Dalam kesempatan berbeda, dosen saya ini membahas tren generasi milenial dalam memandang hunian. Alih-alih menabung untuk membeli rumah, mereka justru menabung untuk piknik. Dalam hati lalu saya bersorak, well saya salah satunya. Generasi terdahulu memandang rumah sebagai tempat tinggal seumur hidup sedang generasi saat ini cederung pragmatis. Ketika masih sendiri tidak masalah tinggal di apartemen studio, begitu pula ketika masih berdua dengan pasangan. Ketika mulai memiliki anak, mereka bisa pindah ke apartemen atau rumah yang lebih besar. Akhir-akhir ini saya banyak membaca artikel yang mengabarkan bahwa generasi saat ini terancam tidak mampu membeli hunian dengan pendapatan mereka sendiri tanpa adanya subsidi dari pemerintah. Artikel nyinyir lainnya mengatakan bahwa salah satunya disebabkan gaya hidup anak sekarang yang suka nongkrong di kafe-kafe fancy, ketimbang nabung buat beli rumah. Tapi kemudian ada yang menganalisis fenomena ini sebagai bentuk pelarian karena rendahnya affordabilitas untuk membeli hunian, sehingga justru menghidupkan gaya hidup ngopi-ngopi cantik yang mana masih affordable buat mereka. Sementara itu di negara-negara establish, hunian pertama (rumah tinggal pertama, bukan sebagai investasi) sudah menjadi jaminan untuk warganya.

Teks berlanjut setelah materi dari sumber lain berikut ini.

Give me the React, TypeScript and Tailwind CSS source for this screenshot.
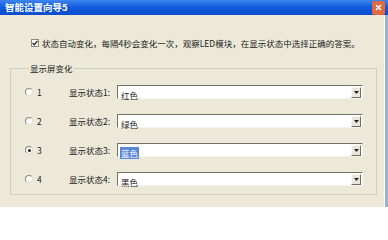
import React from "react";

const rows = [
  { n: "1", label: "显示状态1:", value: "红色", checked: false, selected: false },
  { n: "2", label: "显示状态2:", value: "绿色", checked: false, selected: false },
  { n: "3", label: "显示状态3:", value: "蓝色", checked: true, selected: true },
  { n: "4", label: "显示状态4:", value: "黑色", checked: false, selected: false },
];

function Radio({ checked }: { checked: boolean }) {
  return (
    <span className="flex h-[8px] w-[8px] items-center justify-center rounded-full border border-t-[#8a8a80] border-l-[#8a8a80] border-r-[#e0ded2] border-b-[#e0ded2] bg-white">
      {checked && <span className="h-[3px] w-[3px] rounded-full bg-[#222]" />}
    </span>
  );
}

function Combo({ value, selected }: { value: string; selected: boolean }) {
  return (
    <div className="flex h-[14px] w-[246px] items-center border border-t-[#707068] border-l-[#707068] border-r-[#f4f3ec] border-b-[#f4f3ec] bg-white">
      <div className="flex-1 pl-[2px]">
        <span
          className={
            selected
              ? "bg-[#5a88d6] px-[1px] text-[8.5px] leading-[11px] text-white"
              : "px-[1px] text-[8.5px] leading-[11px] text-[#222]"
          }
        >
          {value}
        </span>
      </div>
      <div className="mr-[1px] flex h-[11px] w-[10px] items-center justify-center border border-t-[#f8f8f2] border-l-[#f8f8f2] border-r-[#6e6e66] border-b-[#6e6e66] bg-[#e8e6da]">
        <svg width="5" height="3" viewBox="0 0 5 3">
          <path d="M0 0h5L2.5 3z" fill="#222" />
        </svg>
      </div>
    </div>
  );
}

export default function App() {
  return (
    <div className="flex h-[207px] w-[388px] flex-col bg-[#ece9d8] font-['Noto_Sans_CJK_SC','Liberation_Sans',sans-serif] text-[#222]">
      {/* Title bar */}
      <div className="flex h-[15px] shrink-0 items-center justify-between bg-[#1a5ddc] bg-gradient-to-b from-[#3d86f2] via-[#1259dc] to-[#0a4ccc] pl-[5px] pr-[3px]">
        <span className="whitespace-nowrap text-[9.5px] font-bold leading-none text-white">智能设置向导5</span>
        <div className="flex h-[14px] w-[13px] shrink-0 items-center justify-center rounded-[2px] bg-[#e0693e]">
          <svg width="7" height="7" viewBox="0 0 7 7">
            <path d="M1 1L6 6M6 1L1 6" stroke="#ffffff" strokeWidth="1.5" />
          </svg>
        </div>
      </div>

      <div className="flex flex-1">
        <div className="w-[380px]">
          {/* Checkbox line */}
          <div className="mt-[22px] flex h-[12px] items-center whitespace-nowrap pl-[31px]">
            <span className="flex h-[8px] w-[8px] items-center justify-center border border-[#8a8a80] bg-white">
              <svg width="6" height="6" viewBox="0 0 6 6">
                <path d="M0.6 3L2.3 4.8L5.4 1" stroke="#222" strokeWidth="1.3" fill="none" />
              </svg>
            </span>
            <span className="ml-[3px] text-[8.5px] leading-none">
              状态自动变化，每隔4秒会变化一次，观察LED模块，在显示状态中选择正确的答案。
            </span>
          </div>

          {/* Group box */}
          <fieldset className="ml-[10px] mt-[13px] w-[367px] border border-[#d0cebf] pb-[8px] pl-[14px] pt-[11px]">
            <legend className="ml-[4px] px-[1px] text-[8.5px] leading-[12px]">显示屏变化</legend>
            <div className="flex flex-col gap-[15px]">
              {rows.map((r) => (
                <div key={r.n} className="flex items-center">
                  <div className="flex w-[44px] items-center gap-[4px]">
                    <Radio checked={r.checked} />
                    <span className="text-[8.5px] leading-none">{r.n}</span>
                  </div>
                  <span className="w-[48px] whitespace-nowrap text-[8.5px] leading-none">{r.label}</span>
                  <Combo value={r.value} selected={r.selected} />
                </div>
              ))}
            </div>
          </fieldset>
        </div>
        <div className="ml-[4px] w-[1px] bg-white" />
        <div className="w-[3px] bg-[#9fb0d8]" />
      </div>
    </div>
  );
}
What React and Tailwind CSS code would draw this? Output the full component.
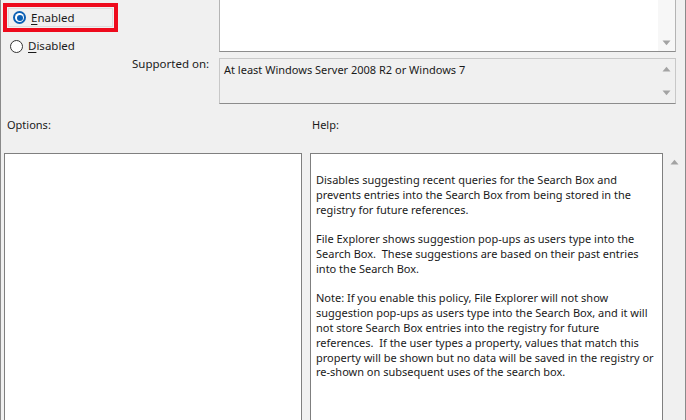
import React from 'react';

const font = { fontFamily: '"Segoe UI", "Noto Sans", "Open Sans", sans-serif' };

const ArrowUp = () => (
  <svg width="9" height="6" viewBox="0 0 9 6" className="block">
    <path d="M0.5 5.5 L4.5 0.8 L8.5 5.5 Z" fill="#a3a3a3" />
  </svg>
);

const ArrowDown = () => (
  <svg width="9" height="6" viewBox="0 0 9 6" className="block">
    <path d="M0.5 0.5 L4.5 5.2 L8.5 0.5 Z" fill="#a3a3a3" />
  </svg>
);

const Radio = ({ checked }) =>
  checked ? (
    <span className="w-[13px] h-[13px] rounded-full bg-[#0a5fb4] flex items-center justify-center shrink-0">
      <span className="w-[9px] h-[9px] rounded-full bg-white flex items-center justify-center">
        <span className="w-[6px] h-[6px] rounded-full bg-[#0a5fb4]" />
      </span>
    </span>
  ) : (
    <span className="w-[13px] h-[13px] rounded-full border border-[#333] bg-white shrink-0" />
  );

const helpParagraphs = [
  'Disables suggesting recent queries for the Search Box and prevents entries into the Search Box from being stored in the registry for future references.',
  'File Explorer shows suggestion pop-ups as users type into the Search Box.  These suggestions are based on their past entries into the Search Box.',
  'Note: If you enable this policy, File Explorer will not show suggestion pop-ups as users type into the Search Box, and it will not store Search Box entries into the registry for future references.  If the user types a property, values that match this property will be shown but no data will be saved in the registry or re-shown on subsequent uses of the search box.',
];

export default function App() {
  return (
    <div
      className="w-[686px] h-[420px] bg-[#f0f0f0] overflow-hidden border-l border-r border-[#8a8a8a] text-[11px] text-[#1a1a1a] flex flex-col"
      style={font}
    >
      {/* state + supported on */}
      <div className="flex">
        <div className="w-[218px] flex flex-col">
          <div className="ml-[2px] mt-[3px] w-[115px] h-[29px] border-[4px] border-[#ee0a1c] p-px">
            <div className="h-full border border-[#dcdcdc] flex items-center gap-[5px] pl-[4px]">
              <Radio checked />
              <span className="text-[11.5px]">
                <span className="underline underline-offset-2">E</span>nabled
              </span>
            </div>
          </div>
          <div className="mt-[6px] ml-[9px] flex items-center gap-[5px] h-[16px]">
            <Radio />
            <span className="text-[11.5px]">
              <span className="underline underline-offset-2">D</span>isabled
            </span>
          </div>
          <div className="pl-[131px] mt-[2px] leading-[16px] text-[11.5px]">Supported on:</div>
        </div>
        <div className="w-[457px] flex flex-col">
          <div className="h-[52px] bg-white border-l border-b border-r border-[#b4b4b4] border-b-[#8c8c8c] flex justify-end">
            <div className="w-[17px] bg-[#f7f7f7] flex flex-col justify-end items-center pb-[5px]">
              <ArrowDown />
            </div>
          </div>
          <div className="mt-[6px] h-[46px] border border-[#c8c8c8] border-b-[#8c8c8c] flex">
            <div className="flex-1 pl-[4px] pt-[3px] leading-[16px]">
              At least Windows Server 2008 R2 or Windows 7
            </div>
            <div className="w-[17px] flex flex-col justify-between items-center py-[7px]">
              <ArrowUp />
              <ArrowDown />
            </div>
          </div>
        </div>
      </div>

      {/* labels */}
      <div className="flex mt-[13px] leading-[16px]">
        <div className="w-[311px] pl-[6px]">Options:</div>
        <div>Help:</div>
      </div>

      {/* options + help */}
      <div className="flex mt-[20px] flex-1 min-h-0">
        <div className="ml-[3px] w-[298px] bg-white border-l border-t border-r border-[#7f7f7f]" />
        <div className="ml-[8px] w-[353px] bg-white border-l border-t border-r border-[#7f7f7f] pl-[5px] pr-[4px] pt-[19px] leading-[14.8px] whitespace-pre-wrap">
          {helpParagraphs.map((p, i) => (
            <p key={i} className={i > 0 ? 'mt-[14.8px]' : ''}>
              {p}
            </p>
          ))}
        </div>
        <div className="w-[22px] flex flex-col items-center pt-[6px]">
          <ArrowUp />
        </div>
      </div>
    </div>
  );
}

Tapi sebenarnya pemerintah kita, lewat PUPR sudah berupaya menyediakan perumahan lewat skema-skema yang saya masih gak terlalu paham. Oke, nanti belajar lagi tentang ini deh. Well, fokusnya tentu saja untuk Masyarakat Berpenghasilan Rendah (MBR). Di Sleman sendiri terjadi backlog perumahan bagi MBR namun surplus bagi kalangan atas. Herannya waktu dibilang surplus, ketika pengembang membangun tetep laris juga. Ada indikasi money laundry yang menyebabkan distorsi market, dan juga ulah appraisal sih ini. Kompleks banget emang ini Sleman, udah moratorium tapi tetep aja banyak kecolongan. Bahkan ada apartemen yang berada di daerah resapan air dan memotong urat air. Dosen saya bilang, sebagai anak Teknik sebenernya bisa aja asalkan menyiapkan rekayasa ruangnya untuk mengatasi permasalahan yang ada. Tapi lalu saya teringat kata-kata dosen Geomorfologi saya, manusia bisa aja merekayasa macam-macam tapi kalau struktur geologi dan geomorfologinya sudah begitu, pada saatnya dia akan kembali pada fitrahnya. Maksudnya apa? Misalnya bisa aja nih kita merekayasa membelokkan aliran sungai dengan bendung dan segala macamnya untuk kepentingan tata ruang kita saat ini, tapi pada saatnya nanti mungkin aja aliran sungai itu akan kembali sesuai aslinya dan menimbulkan banjir bandang di masa depan. Atau daerah yang terletak di atas patahan, ketika waktunya terjadi pergeseran lempeng ya siap-siap aja kena dampak gempa. Jadi faktor geologi-geomorfologi ini sebenernya ndak bisa ditawar-tawar sih kalau dari sudut pandang geografi. Tapi dari sudut pandang Teknik, ya gimanapun harus bisa rekayasa dong, kan anak Teknik. Mirip-mirip lah sama tarik ulur Arsitek dan Teknik Sipil. Kalau anak arsi mendesain bangunan terlalu realistis dengan struktur yang bisa dibangun oleh sipil, tentu desainnya akan biasa-biasa aja dan kurang all out. Disitulah kerja keras anak Teknik sipil, untuk mewujudkan mbuh piye carane supaya desain bangunan anak arsi bisa tetap berdiri dengan kokoh. Jadi sebenernya ke-multidimensi-an ilmu ini sangat menarik ya..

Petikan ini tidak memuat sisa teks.